Master Linux File Compression: Essential Tools and Commands You Need to Know

Get smarter about Linux file compression to save disk space, shorten backup windows, and speed up transfers—this practical guide walks you through the tools, commands, and trade-offs so you can pick the right option for VPS and production systems. Clear examples and performance tips show when to favor gzip, xz, or zstd and how to tune for speed, ratio, and memory on multi-core servers.

Compression is a fundamental skill for anyone managing Linux servers, whether you’re a webmaster, developer, or running services on virtual private servers. Efficient compression saves disk space, reduces backup windows, and speeds up network transfers. This article dives into the core tools and commands you need to master file compression on Linux, with practical details on how they work, when to use each, and how to choose the right option for VPS environments and production systems.

Understanding the fundamentals of Linux compression

At its core, compression uses algorithms to reduce redundant information in a file or stream and encode it more compactly. There are two related concepts you need to distinguish:

  • Lossless compression: Preserves every bit of the original data. This is the only acceptable choice for system files, source code, databases, and most server-side assets. Tools covered here are lossless.
  • Archiving vs. compression: An archive (tar, cpio) combines multiple files and directory structure into a single file without compressing. Compression utilities (gzip, bzip2, xz, zstd) compress data streams or files. In practice you usually combine them, e.g., tar + gzip = .tar.gz.

Key metrics to evaluate compression tools:

  • Compression ratio — how much smaller the output is compared to the original. Higher ratio saves storage and bandwidth.
  • Compression speed — how fast it can compress, important for backups and deployments.
  • Decompression speed — matters during restores or serving compressed assets.
  • Memory usage — some algorithms need lots of RAM, which can be a limiting factor on small VPS instances.
  • Parallelism — ability to use multiple CPU cores (pigz, pxz, zstd supports multithreading), critical for modern multi-core systems.

Common compression tools and how to use them

gzip / gunzip / zcat

gzip is ubiquitous and very fast for decompression.

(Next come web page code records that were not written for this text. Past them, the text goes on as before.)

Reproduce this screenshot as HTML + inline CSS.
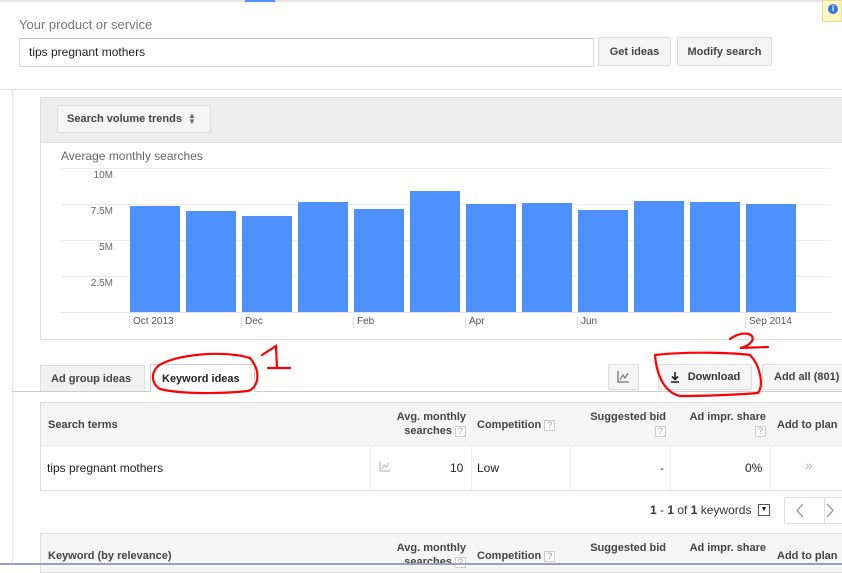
<!DOCTYPE html>
<html><head><meta charset="utf-8"><style>
*{margin:0;padding:0;box-sizing:border-box}
body{width:842px;height:565px;overflow:hidden;background:#fff;font-family:"Liberation Sans",Arial,sans-serif;position:relative;color:#222}
.a{position:absolute}
.btn{position:absolute;background:#f5f5f5;border:1px solid #dcdcdc;border-radius:2px;font-size:11px;font-weight:bold;color:#444;display:flex;align-items:center;justify-content:center}
.bar{position:absolute;background:#4d90fe;width:50px}
.gl{position:absolute;left:61px;width:770px;height:1px;background:#ebebeb}
.yl{position:absolute;font-size:10px;color:#666;width:53px;text-align:right;left:60px}
.xl{position:absolute;font-size:10px;color:#555;top:316px;border-left:1px solid #ddd;padding-left:3px;height:12px;line-height:11px}
.th{position:absolute;font-size:11px;font-weight:bold;color:#444;line-height:14px}
.q{display:inline-block;width:11px;height:11px;border:1px solid #ccc;font-size:9px;color:#999;text-align:center;line-height:9px;font-weight:normal;background:#fff}
</style></head><body>
<div class="a" style="left:0;top:0;width:842px;height:2px;background:#e5e5e5"></div>
<div class="a" style="left:245px;top:0;width:30px;height:2px;background:#4d90fe"></div>
<div class="a" style="left:822px;top:0;width:20px;height:22px;background:#fff8c4;border:1px solid #e8dd9a"></div>
<div class="a" style="left:828px;top:4px;width:10px;height:10px;border-radius:5px;background:#3a78e0;color:#fff;font-size:8px;font-weight:bold;text-align:center;line-height:10px">i</div>
<div class="a" style="left:19px;top:17px;font-size:13px;color:#777">Your product or service</div>
<div class="a" style="left:19px;top:38px;width:575px;height:29px;border:1px solid #d9d9d9;border-top-color:#c0c0c0;font-size:12px;padding:6px 0 0 9px">tips pregnant mothers</div>
<div class="btn" style="left:598px;top:37px;width:73px;height:29px">Get ideas</div>
<div class="btn" style="left:677px;top:37px;width:95px;height:29px">Modify search</div>
<div class="a" style="left:0;top:89px;width:842px;height:1px;background:#e0e0e0"></div>
<div class="a" style="left:12px;top:90px;width:1px;height:475px;background:#e5e5e5"></div>
<div class="a" style="left:40px;top:97px;width:802px;height:243px;border:1px solid #dcdcdc;border-right:none"></div>
<div class="a" style="left:41px;top:98px;width:801px;height:45px;background:#eee;border-bottom:1px solid #ddd"></div>
<div class="btn" style="left:57px;top:105px;width:154px;height:28px;justify-content:flex-start;padding-left:9px">Search volume trends <span style="font-size:8px;margin-left:6px;line-height:6px;color:#666">▲<br>▼</span></div>
<div class="a" style="left:61px;top:149px;font-size:12px;color:#666">Average monthly searches</div>
<div class="gl" style="top:168px"></div><div class="gl" style="top:204px"></div><div class="gl" style="top:240px"></div><div class="gl" style="top:276px"></div><div class="gl" style="top:312px;background:#e2e2e2"></div>
<div class="yl" style="top:170px">10M</div><div class="yl" style="top:206px">7.5M</div><div class="yl" style="top:242px">5M</div><div class="yl" style="top:278px">2.5M</div>
<div class="bar" style="left:130px;top:206px;height:106px"></div>
<div class="bar" style="left:186px;top:211px;height:101px"></div>
<div class="bar" style="left:242px;top:216px;height:96px"></div>
<div class="bar" style="left:298px;top:202px;height:110px"></div>
<div class="bar" style="left:354px;top:209px;height:103px"></div>
<div class="bar" style="left:410px;top:191px;height:121px"></div>
<div class="bar" style="left:466px;top:204px;height:108px"></div>
<div class="bar" style="left:522px;top:203px;height:109px"></div>
<div class="bar" style="left:578px;top:210px;height:102px"></div>
<div class="bar" style="left:634px;top:201px;height:111px"></div>
<div class="bar" style="left:690px;top:202px;height:110px"></div>
<div class="bar" style="left:746px;top:204px;height:108px"></div>
<div class="xl" style="left:129px">Oct 2013</div><div class="xl" style="left:241px">Dec</div><div class="xl" style="left:353px">Feb</div><div class="xl" style="left:465px">Apr</div><div class="xl" style="left:577px">Jun</div><div class="xl" style="left:745px">Sep 2014</div>
<div class="a" style="left:12px;top:391px;width:830px;height:1px;background:#ccc"></div>
<div class="a" style="left:40px;top:365px;width:105px;height:26px;background:#f1f1f1;border:1px solid #ddd;border-bottom:none;font-size:11px;font-weight:bold;color:#444;padding:7px 0 0 10px">Ad group ideas</div>
<div class="a" style="left:150px;top:364px;width:105px;height:28px;background:#fff;border:1px solid #ccc;border-bottom:none;font-size:11px;font-weight:bold;color:#222;padding:8px 0 0 11px">Keyword ideas</div>
<div class="btn" style="left:608px;top:364px;width:31px;height:26px"><svg width="13" height="12" viewBox="0 0 13 12"><path d="M1 0V11H12" fill="none" stroke="#777" stroke-width="1.3"/><path d="M3 9L6 4L8 7L11 2" fill="none" stroke="#777" stroke-width="1.2"/></svg></div>
<div class="btn" style="left:658px;top:364px;width:94px;height:26px;color:#333"><svg width="10" height="11" viewBox="0 0 10 11" style="margin-right:8px"><path d="M5 0V7M2 4.5L5 7.5L8 4.5M1 10H9" fill="none" stroke="#222" stroke-width="1.6"/></svg>Download</div>
<div class="btn" style="left:762px;top:364px;width:85px;height:26px;justify-content:flex-start;padding-left:11px">Add all (801)</div>
<svg class="a" style="left:0;top:330px" width="842" height="80" viewBox="0 330 842 80">
<g fill="none" stroke="#f00" stroke-width="2.2" stroke-linecap="round">
<path d="M158 366 C175 354 225 350 250 358 C262 372 258 388 248 391 C220 394 180 394 160 389 C152 384 150 374 158 366"/>
<path d="M262 355 L276 346 L277 368 M268 368 L290 368"/>
<path d="M655 355 C690 351 735 353 750 355 C760 365 764 385 758 393 C735 395 700 396 680 396 C662 392 656 370 655 355"/>
<path d="M730 339 C740 331 756 332 752 341 C748 346 745 347 740 348 L768 347"/>
</g></svg>
<div class="a" style="left:40px;top:402px;width:802px;height:89px;border:1px solid #ddd;border-right:none"></div>
<div class="a" style="left:41px;top:403px;width:801px;height:43px;background:#f5f5f5;border-bottom:1px solid #e5e5e5"></div>
<div class="th" style="left:48px;top:418px">Search terms</div>
<div class="th" style="left:380px;top:410px;width:86px;text-align:right">Avg. monthly<br>searches <span class="q">?</span></div>
<div class="th" style="left:477px;top:418px">Competition <span class="q">?</span></div>
<div class="th" style="left:570px;top:410px;width:96px;text-align:right">Suggested bid<br><span class="q">?</span></div>
<div class="th" style="left:670px;top:410px;width:96px;text-align:right">Ad impr. share<br><span class="q">?</span></div>
<div class="th" style="left:777px;top:418px">Add to plan</div>
<div class="a" style="left:370px;top:446px;width:1px;height:44px;background:#eee"></div>
<div class="a" style="left:471px;top:446px;width:1px;height:44px;background:#eee"></div>
<div class="a" style="left:570px;top:446px;width:1px;height:44px;background:#eee"></div>
<div class="a" style="left:670px;top:446px;width:1px;height:44px;background:#eee"></div>
<div class="a" style="left:770px;top:446px;width:1px;height:44px;background:#eee"></div>
<div class="a" style="left:47px;top:461px;font-size:12px">tips pregnant mothers</div>
<svg class="a" style="left:379px;top:461px" width="12" height="11" viewBox="0 0 12 11"><path d="M1 0V10H11" fill="none" stroke="#bbb" stroke-width="1.2"/><path d="M3 8L5.5 4L7.5 6L10 2" fill="none" stroke="#bbb" stroke-width="1"/></svg>
<div class="a" style="left:450px;top:461px;font-size:12px">10</div>
<div class="a" style="left:477px;top:461px;font-size:12px">Low</div>
<div class="a" style="left:660px;top:461px;font-size:12px">-</div>
<div class="a" style="left:745px;top:461px;font-size:12px">0%</div>
<div class="a" style="left:805px;top:457px;font-size:14px;color:#bbb">»</div>
<div class="a" style="left:650px;top:503px;font-size:12px;color:#333"><b>1</b> - <b>1</b> of <b>1</b> keywords</div>
<div class="a" style="left:758px;top:504px;width:12px;height:12px;border:1px solid #555;font-size:7px;text-align:center;line-height:10px">▼</div>
<div class="a" style="left:784px;top:497px;width:70px;height:27px;border:1px solid #ddd;border-radius:2px"></div>
<svg class="a" style="left:795px;top:503px" width="40" height="15" viewBox="0 0 40 15"><path d="M8 1L2 7.5L8 14" fill="none" stroke="#999" stroke-width="1.3"/><path d="M32 1L38 7.5L32 14" fill="none" stroke="#999" stroke-width="1.3"/></svg>
<div class="a" style="left:824px;top:497px;width:1px;height:27px;background:#ddd"></div>
<div class="a" style="left:40px;top:533px;width:802px;height:40px;border:1px solid #ddd;background:#f5f5f5;border-right:none"></div>
<div class="th" style="left:48px;top:549px">Keyword (by relevance)</div>
<div class="th" style="left:380px;top:541px;width:86px;text-align:right">Avg. monthly<br>searches <span class="q">?</span></div>
<div class="th" style="left:477px;top:549px">Competition <span class="q">?</span></div>
<div class="th" style="left:570px;top:541px;width:96px;text-align:right">Suggested bid</div>
<div class="th" style="left:670px;top:541px;width:96px;text-align:right">Ad impr. share</div>
<div class="th" style="left:777px;top:549px">Add to plan</div>
<div class="a" style="left:0;top:563px;width:842px;height:2px;background:#9aa0b8"></div>
</body></html>
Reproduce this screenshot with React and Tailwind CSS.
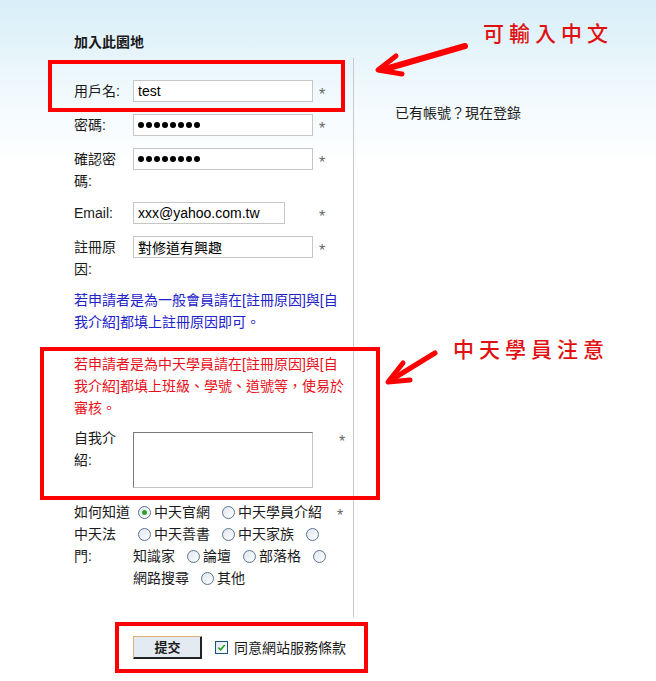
import React from 'react';

const Radio = ({ checked, first }) => (
  <span
    className={`inline-flex items-center justify-center w-[13px] h-[13px] rounded-full border border-[#5b7390] bg-gradient-to-br from-[#dfe6ee] to-white mr-[3px] shrink-0 ${first ? 'ml-[5px]' : 'ml-[12px]'}`}
  >
    {checked && <span className="w-[5px] h-[5px] rounded-full bg-[#2ea12e]" />}
  </span>
);

const Star = () => <span className="h-[22px] text-[16px] leading-[29px] text-[#666]">*</span>;

const Row = ({ label, children, cell = 'w-[186px]', className = '' }) => (
  <div className={`flex items-start ${className}`}>
    <div className="w-[59px] leading-[22px] shrink-0">{label}</div>
    <div className={`${cell} shrink-0`}>{children}</div>
    <Star />
  </div>
);

const inputCls =
  'h-[22px] border border-[#c6c6c6] bg-white px-[4px] text-[14px] text-black outline-none';

const Dots = () => (
  <div className={`${inputCls} w-[180px] flex items-center gap-[2px]`}>
    {Array.from({ length: 8 }).map((_, i) => (
      <span key={i} className="w-[6px] h-[6px] rounded-full bg-black" />
    ))}
  </div>
);

const App = () => {
  return (
    <div className="relative w-[656px] min-h-[681px] bg-linear-to-b from-[#d8eef8] from-0% via-[#eef8fc] via-[12%] to-white to-[24%] text-[14px] text-[#1a1a1a] font-['Liberation_Sans','Noto_Sans_CJK_TC',sans-serif]">
      <div className="pl-[74px] pt-[31px]">
        <h2 className="font-bold leading-[22px]">加入此園地</h2>

        <div className="flex mt-[5px]">
          {/* form column */}
          <div className="w-[280px] border-r border-[#c8c8c8] pt-[22px] pb-[28px]">
            <Row label="用戶名:" className="mb-[12px]">
              <input readOnly value="test" className={`${inputCls} w-[180px]`} />
            </Row>
            <Row label="密碼:" className="mb-[12px]">
              <Dots />
            </Row>
            <Row label="確認密碼:" className="mb-[10px]">
              <Dots />
            </Row>
            <Row label="Email:" className="mb-[12px]">
              <input readOnly value="xxx@yahoo.com.tw" className={`${inputCls} w-[152px]`} />
            </Row>
            <Row label="註冊原因:">
              <input readOnly value="對修道有興趣" className={`${inputCls} w-[180px]`} />
            </Row>

            <p className="mt-[9px] w-[272px] leading-[22px] text-[#1d22c9]">
              若申請者是為一般會員請在[註冊原因]與[自我介紹]都填上註冊原因即可。
            </p>
            <p className="mt-[20px] w-[272px] leading-[22px] text-[#e8101a]">
              若申請者是為中天學員請在[註冊原因]與[自我介紹]都填上班級、學號、道號等，使易於審核。
            </p>

            <Row label="自我介紹:" cell="w-[206px]" className="mt-[8px]">
              <textarea
                readOnly
                className="block mt-[5px] w-[180px] h-[56px] resize-none bg-white border border-[#c4c4c4] border-t-[#7a7a7a] border-l-[#7a7a7a] outline-none"
              />
            </Row>

            <Row label="如何知道中天法門:" cell="w-[204px]" className="mt-[13px]">
              <div className="leading-[22px]">
                <div className="flex items-center h-[22px]">
                  <Radio first checked />
                  <span>中天官網</span>
                  <Radio />
                  <span>中天學員介紹</span>
                </div>
                <div className="flex items-center h-[22px]">
                  <Radio first />
                  <span>中天善書</span>
                  <Radio />
                  <span>中天家族</span>
                  <Radio />
                </div>
                <div className="flex items-center h-[22px]">
                  <span>知識家</span>
                  <Radio />
                  <span>論壇</span>
                  <Radio />
                  <span>部落格</span>
                  <Radio />
                </div>
                <div className="flex items-center h-[22px]">
                  <span>網路搜尋</span>
                  <Radio />
                  <span>其他</span>
                </div>
              </div>
            </Row>
          </div>

          {/* right column */}
          <div className="pl-[41px] pt-[44px] leading-[22px]">已有帳號？現在登錄</div>
        </div>

        {/* submit row */}
        <div className="flex items-center mt-[19px] ml-[59px]">
          <button className="w-[69px] h-[23px] bg-[#e4eaf1] border border-[#222] border-t-[#e6b070] border-l-[#e6b070] shadow-[inset_-1px_-1px_0_#222] text-[13px] font-bold leading-none">
            提交
          </button>
          <span className="ml-[13px] w-[13px] h-[13px] border border-[#1c5180] bg-gradient-to-br from-[#dfe6ee] to-white flex items-center justify-center">
            <svg viewBox="0 0 10 10" className="w-[9px] h-[9px]">
              <path d="M1.5 5.2 L4 7.6 L8.6 2.2" fill="none" stroke="#21a121" strokeWidth="1.8" />
            </svg>
          </span>
          <span className="ml-[6px] leading-[22px]">同意網站服務條款</span>
        </div>
      </div>

      {/* annotations */}
      <div className="absolute left-[48px] top-[60px] w-[297px] h-[52px] border-4 border-[#ff0000]" />
      <div className="absolute left-[40px] top-[347px] w-[340px] h-[153px] border-4 border-[#ff0000]" />
      <div className="absolute left-[115px] top-[622px] w-[253px] h-[51px] border-4 border-[#ff0000]" />

      <div className="absolute left-[483px] top-[20px] text-[21px] font-medium tracking-[5px] leading-[28px] text-[#e01010]">
        可輸入中文
      </div>
      <div className="absolute left-[453px] top-[336px] text-[21px] font-medium tracking-[5px] leading-[28px] text-[#e01010]">
        中天學員注意
      </div>

      <svg className="absolute inset-0 pointer-events-none" width="656" height="681">
        <g fill="none" stroke="#ff0000" strokeLinecap="round" strokeLinejoin="round">
          <line x1="465" y1="46" x2="382" y2="70" strokeWidth="6" />
          <polyline points="396,56 378,70 402,74" strokeWidth="5" />
          <line x1="435" y1="353" x2="391" y2="380" strokeWidth="5" />
          <polyline points="403,363 388,382 410,380" strokeWidth="5" />
        </g>
      </svg>
    </div>
  );
};

export default App;
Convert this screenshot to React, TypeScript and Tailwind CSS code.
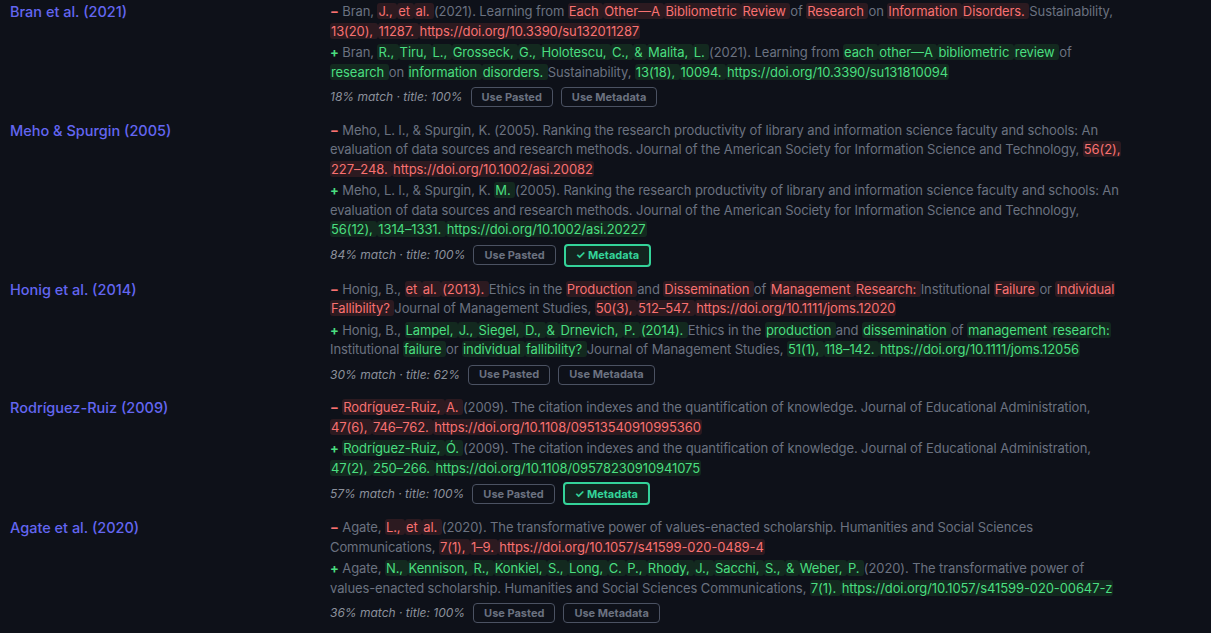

Files are typically suffixed .gz. Use gzip -9 to favor ratio, gzip -1 for speed. Example workflow:

  • Compress a single file: gzip filename
  • Decompress: gunzip filename.gz
  • Stream to stdout: zcat filename.gz

gzip is lightweight on memory and CPU; its compression ratio is moderate. For large tarballs, consider pigz (parallel implementation) for faster compression on multi-core VPS instances.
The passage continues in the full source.